As a child, she eventually finds her place at her father’s feet and learns to handle the cruelty of her siblings Pasiphaë and Perses with quiet avoidance. Mortals seem to arouse her empathy, and she shows great interest when a group of human astronomers are put to death after Helios’s late chariot ride makes them miscalculate the sun’s path.
Chapter 2
News circulates about Circe’s uncle Prometheus’s punishment for defying Zeus and conferring on mankind the gift of fire. Before all this, the world did not know of any divide among the gods, for only Titans ruled the earth. The Olympians only rose to power when the Titan Kronos, having swallowed his own children due to a prophecy, was defeated by the lone child he did not succeed in eliminating: Zeus. With a thunderbolt and poisonous herbs, Zeus made Kronos cough up all the children he had swallowed. They rose and rallied alongside Zeus, and thus began the battle between Olympians and Titans. Zeus emerged victorious, and the Titans were subjugated.
Hundreds of years have passed, but the wounds from that great battle remain, and the Titans see Prometheus’s punishment as indicative of reawakened Olympian aggression. They gather to discuss whether to come to the defense of Prometheus and possibly restore Titan rule. Helios dismisses these ideas, imploring his fellow Titans to accept Zeus’s rule as sufficient, at least for now. He points out to the assembly that Prometheus’s sentence is fitting for a god who has allowed himself to be brought low by his affection for mortals.
The punishment of Prometheus is a spectacle. Everyone is present to witness the Titan endure numerous rounds of lashings. Everyone knows a god re-heals, but no one has seen a god experience a cycle of pain like this. Hours upon hours pass, “but even gods cannot watch a whipping for eternity,” so finally, the ordeal ends. Circe approaches Prometheus after everyone else has...
(This entire section contains 1093 words.)
See This Study Guide Now
Start your 48-hour free trial to unlock this study guide. You'll also get access to more than 30,000 additional guides and more than 350,000 Homework Help questions answered by our experts.
Already a member? Log in here.
left. She offers him nectar and asks him about the mortals for whom he endured such a brutal punishment. Prometheus does his best to describe them, singling out death as something mortals all share. This encounter with Prometheus only strengthens Circe’s desire to learn more about mortals.
Chapter 3
The next day, Prometheus is gone. Circe learns that he is now chained to a rocky precipice in the Caucasus. An eagle comes each noon to “tear out his liver and eat it steaming from his flesh.” Circe feels sorry for Prometheus, though she cannot help but listen raptly to every single detail of his bloody fate. She wonders how such great godly suffering could be caused by fragile mortals and thinks also of the mortals who have experienced suffering—and death—at the hands of the gods.
Perse gives birth to a son, Aeëtes.
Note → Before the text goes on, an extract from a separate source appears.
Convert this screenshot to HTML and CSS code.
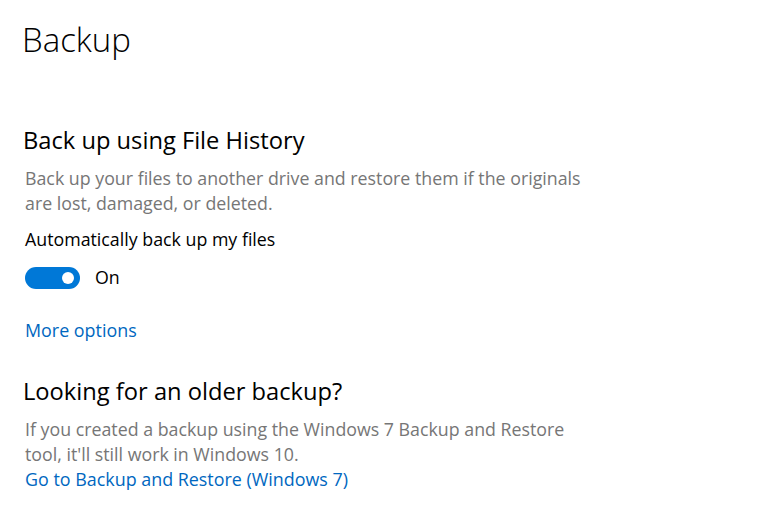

When Helios offers no prophecy for him, Perse loses interest in the child, and Circe takes him under her care. Circe and Aeëtes establish a deep connection, and she begins to feel less alone.
Just as prophesied, Pasiphaë, Circe’s sister, weds Minos, the “eternal son” of Zeus. Perse is revolted to learn Minos is still a mortal despite his divine lineage. On the wedding day, Titans, Olympians, and mortals fill Minos’s palace. Circe pursues the mortals with great curiosity and finds a group of them huddled together at the end of the hall. She hesitates to approach them, remembering stories from her cousins about the abuses mortals commit against one another. However, she also recognizes that mortals also carry the weight of “their own stories . . . of what happened to those who mixed with gods. An ill-timed glance, a foot set in an unpropitious spot, such things could bring down death and woe upon their families for a dozen generations.”
Aeëtes soon arrives and takes Circe to see the Olympians for the first time. Circe remembers that she’d always taken a particular liking to Athena; however, she finds that Athena is not among the Olympians there. Circe’s attention is instead drawn to Daedalus, a mortal inventor whom many consider “almost equal to a god.”
Aeëtes reveals to Circe that he is leaving for good. Helios has bequeathed him a kingdom, and he is slated to leave after the festivities. Circe is taken aback, and before she can convince Aeëtes to take her with him, he is gone.
Circe’s other brother, Perses, soon leaves his father’s palace as well, and Circe is left alone all over again, just as she was as a child. In her despair, she flees to a deserted beach she and Aeëtes frequented as children. Thinking back to Pasiphaë’s wedding, Circe wishes she had implored one of those mortals to take her as a wife. Just then, she notices a boat approaching.